Something is missing in the common test suite if this can occur, right?

  • First, it's not "can occur" but does occur 100% of the time. Second, sure, it does mean something is missing, but how do you test for "this codebase can withstand at least two years of evolution"?

  • You can spend a lot of time perfecting the test suite to meet your specific requirements and needs, but I think that would take quite a while, and at that point, why not just write the code yourself? I think the most viable approach of today's AI is still to let it code and steer it when it makes a decision you don't like, as it goes along.

  • You have to fight to get agents to write tests in my experience. It can be done, but they don't. I've yet to figure out how get any any agent to use TDD - that is write a test and then verify it fails - once in a while I can get it to write one test that way, but it then writes far more code to make it pass than the test justifies and so is still missing coverage of important edge cases.

    • I have TDD flow working as a part of my tasks structuring and then task completion. There are separate tasks for making the tests and for implementing. The agent which implements is told to pick up only the first available task, which will be “write tests task”, it reliably does so. I just needed to add how it should mark tests as skipped because it’s been conflicting with quality gates.

A lot of that can be overcome by including the need to be able to put more floors on top as part of the spec. Whether it be humans or agents, people rarely specify that one explicitly but treat it as an assumed bit of knowledge.

It goes the other way quite often with people. How often do you see K8s for small projects?

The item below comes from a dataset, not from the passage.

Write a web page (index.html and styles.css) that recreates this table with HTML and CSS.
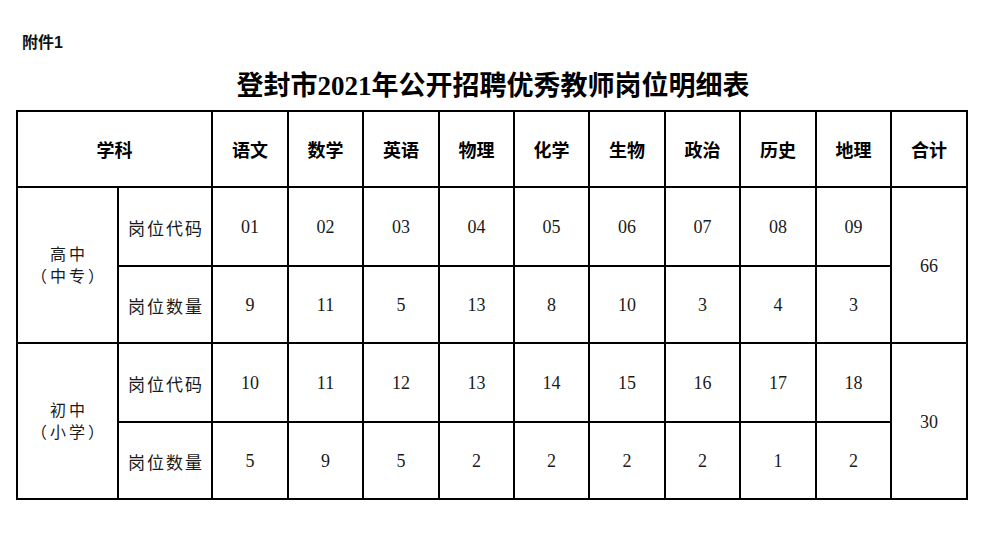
FILE: index.html
```html
<!DOCTYPE html>
<html lang="zh-CN">
<head>
<meta charset="utf-8">
<title>登封市2021年公开招聘优秀教师岗位明细表</title>
<link rel="stylesheet" href="styles.css">
</head>
<body>
<div class="page">
  <div class="note">附件1</div>
  <h1 class="title">登封市2021年公开招聘优秀教师岗位明细表</h1>
  <table class="grid">
    <colgroup>
      <col class="c1"><col class="c2">
      <col class="cw"><col class="cn"><col class="cw"><col class="cn"><col class="cn">
      <col class="cw"><col class="cn"><col class="cw"><col class="cn"><col class="cw">
    </colgroup>
    <thead>
      <tr class="head">
        <th colspan="2">学科</th>
        <th>语文</th><th>数学</th><th>英语</th><th>物理</th><th>化学</th>
        <th>生物</th><th>政治</th><th>历史</th><th>地理</th><th>合计</th>
      </tr>
    </thead>
    <tbody>
      <tr class="r1">
        <td rowspan="2" class="level">高中<br>（中专）</td>
        <td class="label">岗位代码</td>
        <td>01</td><td>02</td><td>03</td><td>04</td><td>05</td><td>06</td><td>07</td><td>08</td><td>09</td>
        <td rowspan="2">66</td>
      </tr>
      <tr class="r2">
        <td class="label">岗位数量</td>
        <td>9</td><td>11</td><td>5</td><td>13</td><td>8</td><td>10</td><td>3</td><td>4</td><td>3</td>
      </tr>
      <tr class="r1">
        <td rowspan="2" class="level">初中<br>（小学）</td>
        <td class="label">岗位代码</td>
        <td>10</td><td>11</td><td>12</td><td>13</td><td>14</td><td>15</td><td>16</td><td>17</td><td>18</td>
        <td rowspan="2">30</td>
      </tr>
      <tr class="r2">
        <td class="label">岗位数量</td>
        <td>5</td><td>9</td><td>5</td><td>2</td><td>2</td><td>2</td><td>2</td><td>1</td><td>2</td>
      </tr>
    </tbody>
  </table>
</div>
</body>
</html>
```

FILE: styles.css
```css
html, body {
  margin: 0;
  padding: 0;
  background: #fff;
}

.page {
  padding: 33px 0 0 16px;
  width: 954px;
}

.note {
  font-family: "Liberation Sans", "Noto Sans CJK SC", sans-serif;
  font-weight: bold;
  font-size: 16px;
  line-height: 20px;
  color: #111;
  padding-left: 6px;
}

.title {
  margin: 15px 0 0 0;
  font-family: "Liberation Serif", "Noto Sans CJK SC", serif;
  font-weight: bold;
  font-size: 27px;
  line-height: 36px;
  text-align: center;
  color: #000;
  height: 42px;
}

.grid {
  border-collapse: collapse;
  table-layout: fixed;
  width: 952px;
  font-family: "Liberation Serif", "Noto Sans CJK SC", serif;
  color: #1a1a1a;
}

.c1 { width: 101px; }
.c2 { width: 94px; }
.cw { width: 76px; }
.cn { width: 75px; }

.grid th,
.grid td {
  border: 2px solid #000;
  text-align: center;
  vertical-align: middle;
  padding: 0;
}

.grid th {
  font-weight: bold;
  font-size: 18px;
  color: #000;
}

.head { height: 76px; }
.r1 { height: 79px; }
.r2 { height: 77px; }

.grid td {
  font-size: 18px;
  padding-top: 2px;
}

.grid td.label {
  font-size: 17px;
  letter-spacing: 2px;
  padding-left: 2px;
}

.grid td.level {
  font-size: 16px;
  line-height: 22px;
  letter-spacing: 3px;
  padding-left: 3px;
}
```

  • > A lot of that can be overcome by including the need to be able to put more floors on top as part of the spec

    I wish it could, but in practice, today's agents just can't do that. About once a week I reach some architectural bifurcation where one path is stable and the other leads to an inevitable total-loss catastrophe from which the codebase will not recover. The agent's success rate (I mostly use Codex with gpt5.4) is about 50-50. No matter what you explain to them, they just make catastrophic mistakes far too often.